Step 6: Concatenate into a vector. This vector is the feature representation of the patch.

Even without implementing it, this mental model helps: classical features are often about measuring local structure and then pooling it into a stable summary.

Transition to Learned Representations: Feature Maps and Embeddings

What changes with learned features?

Classical features are hand-designed: you decide what to measure (gradients, histograms) and how to pool. Learned representations instead let a model discover what measurements are useful for the task by optimizing parameters from data.

Feature maps: many detectors applied across the image

In a convolutional neural network (CNN), early layers behave like banks of local pattern detectors applied everywhere. The output is a set of feature maps: each map indicates where a learned pattern is present (e.g., a certain edge orientation, a corner-like pattern, a texture motif).

As you go deeper, feature maps tend to represent more complex patterns: combinations of edges into parts, and parts into object-level cues. Importantly, these are not fixed “edge filters” by design; they are learned because they help reduce the training objective.

Embeddings: compact vectors for similarity and decision-making

An embedding is a vector representation (often from a later layer) intended to place similar images (or patches) close together in feature space and dissimilar ones far apart. Embeddings are useful for:

Classification: a linear layer can separate classes if embeddings are well-structured.
Retrieval: nearest-neighbor search finds similar items.
Clustering: grouping by visual similarity.

Step-by-step: how a CNN turns pixels into an embedding (conceptually)

Step 1: Local filtering. Apply learned filters across the image to produce early feature maps (detect simple patterns).
Step 2: Nonlinearity. Apply nonlinear functions so the model can represent complex combinations of patterns.
Step 3: Downsampling/pooling/striding. Reduce spatial resolution while keeping salient responses, improving robustness to small shifts.
Step 4: Deeper composition. Repeat filtering + nonlinearity to build higher-level patterns from lower-level ones.
Step 5: Aggregation. Combine spatial information (e.g., global pooling) to produce a fixed-length vector.
Step 6: Embedding output.
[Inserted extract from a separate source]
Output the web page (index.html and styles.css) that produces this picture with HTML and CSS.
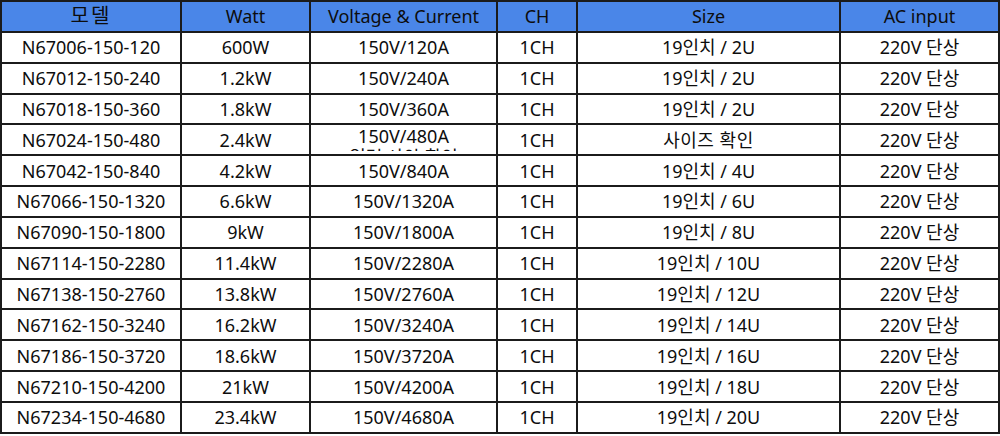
FILE: index.html
```html
<!DOCTYPE html>
<html lang="ko">
<head>
<meta charset="utf-8">
<link rel="stylesheet" href="styles.css">
</head>
<body>
<table class="spec">
<colgroup>
<col class="c1"><col class="c2"><col class="c3"><col class="c4"><col class="c5"><col class="c6">
</colgroup>
<thead>
<tr><th class="ko-head">모델</th><th>Watt</th><th>Voltage &amp; Current</th><th>CH</th><th>Size</th><th>AC input</th></tr>
</thead>
<tbody>
<tr><td>N67006-150-120</td><td>600W</td><td>150V/120A</td><td>1CH</td><td>19인치 / 2U</td><td>220V 단상</td></tr>
<tr><td>N67012-150-240</td><td>1.2kW</td><td>150V/240A</td><td>1CH</td><td>19인치 / 2U</td><td>220V 단상</td></tr>
<tr><td>N67018-150-360</td><td>1.8kW</td><td>150V/360A</td><td>1CH</td><td>19인치 / 2U</td><td>220V 단상</td></tr>
<tr><td>N67024-150-480</td><td>2.4kW</td><td class="wrap"><div class="clip">150V/480A<br>입력 사양 확인</div></td><td>1CH</td><td class="ko">사이즈 확인</td><td>220V 단상</td></tr>
<tr><td>N67042-150-840</td><td>4.2kW</td><td>150V/840A</td><td>1CH</td><td>19인치 / 4U</td><td>220V 단상</td></tr>
<tr><td>N67066-150-1320</td><td>6.6kW</td><td>150V/1320A</td><td>1CH</td><td>19인치 / 6U</td><td>220V 단상</td></tr>
<tr><td>N67090-150-1800</td><td>9kW</td><td>150V/1800A</td><td>1CH</td><td>19인치 / 8U</td><td>220V 단상</td></tr>
<tr><td>N67114-150-2280</td><td>11.4kW</td><td>150V/2280A</td><td>1CH</td><td>19인치 / 10U</td><td>220V 단상</td></tr>
<tr><td>N67138-150-2760</td><td>13.8kW</td><td>150V/2760A</td><td>1CH</td><td>19인치 / 12U</td><td>220V 단상</td></tr>
<tr><td>N67162-150-3240</td><td>16.2kW</td><td>150V/3240A</td><td>1CH</td><td>19인치 / 14U</td><td>220V 단상</td></tr>
<tr><td>N67186-150-3720</td><td>18.6kW</td><td>150V/3720A</td><td>1CH</td><td>19인치 / 16U</td><td>220V 단상</td></tr>
<tr><td>N67210-150-4200</td><td>21kW</td><td>150V/4200A</td><td>1CH</td><td>19인치 / 18U</td><td>220V 단상</td></tr>
<tr><td>N67234-150-4680</td><td>23.4kW</td><td>150V/4680A</td><td>1CH</td><td>19인치 / 20U</td><td>220V 단상</td></tr>
</tbody>
</table>
</body>
</html>
```

FILE: styles.css
```css
html, body {
  margin: 0;
  padding: 0;
  background: #ffffff;
}

.spec {
  border-collapse: collapse;
  table-layout: fixed;
  width: 998px;
  font-family: "Noto Sans", "Noto Sans CJK KR", sans-serif;
  font-size: 18px;
  color: #0d0d0d;
}

.c1 { width: 180px; }
.c2 { width: 129px; }
.c3 { width: 187px; }
.c4 { width: 80px; }
.c5 { width: 263px; }
.c6 { width: 159px; }

.spec tr {
  height: 30.85px;
}

.spec th,
.spec td {
  border: 2px solid #1b1b1b;
  height: 28.85px;
  padding: 0 4px;
  text-align: center;
  vertical-align: middle;
  line-height: 20px;
  white-space: nowrap;
  overflow: hidden;
  font-weight: normal;
}

.spec th {
  background: #4a86e8;
}

.spec th.ko-head {
  font-size: 20px;
  letter-spacing: 2px;
}

.spec td.ko {
  letter-spacing: 0.5px;
}

.spec td.wrap {
  vertical-align: top;
}

.clip {
  height: 26px;
  box-sizing: border-box;
  padding-top: 1px;
  overflow: hidden;
  line-height: 21px;
}
```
Use the vector directly (retrieval) or feed it to task heads (classification/detection).

Invariances: What They Are and Why They Matter

An invariance is a property of a representation where certain changes to the input do not significantly change the features. In practice, you want invariance to nuisance factors while remaining sensitive to factors that define the label.

Translation (small shifts)

If an object moves a few pixels, you usually want the representation to remain similar. Convolutions apply the same detector across locations, and pooling/striding can make the representation less sensitive to exact position. This is crucial for real images where objects are rarely perfectly aligned.

Small rotations and viewpoint changes

Many objects appear at slightly different angles. A good representation should not treat a 5–10 degree rotation as a different object. Learned features can become tolerant to such changes by seeing varied examples and by composing local patterns into higher-level cues that are less tied to a single orientation.

Illumination and contrast changes

Lighting can change dramatically while the object identity stays the same. Gradient-based features often reduce sensitivity to uniform brightness shifts because they focus on changes rather than absolute intensity. Learned representations can also become robust by relying on stable cues (shape, relative contrasts) rather than raw brightness.

Invariance vs. sensitivity: the trade-off

Too much invariance can hurt. For example, if you make a representation fully rotation-invariant, you might lose information needed to distinguish “6” from “9” or to estimate pose. The goal is task-appropriate invariance: ignore what should not matter, preserve what should.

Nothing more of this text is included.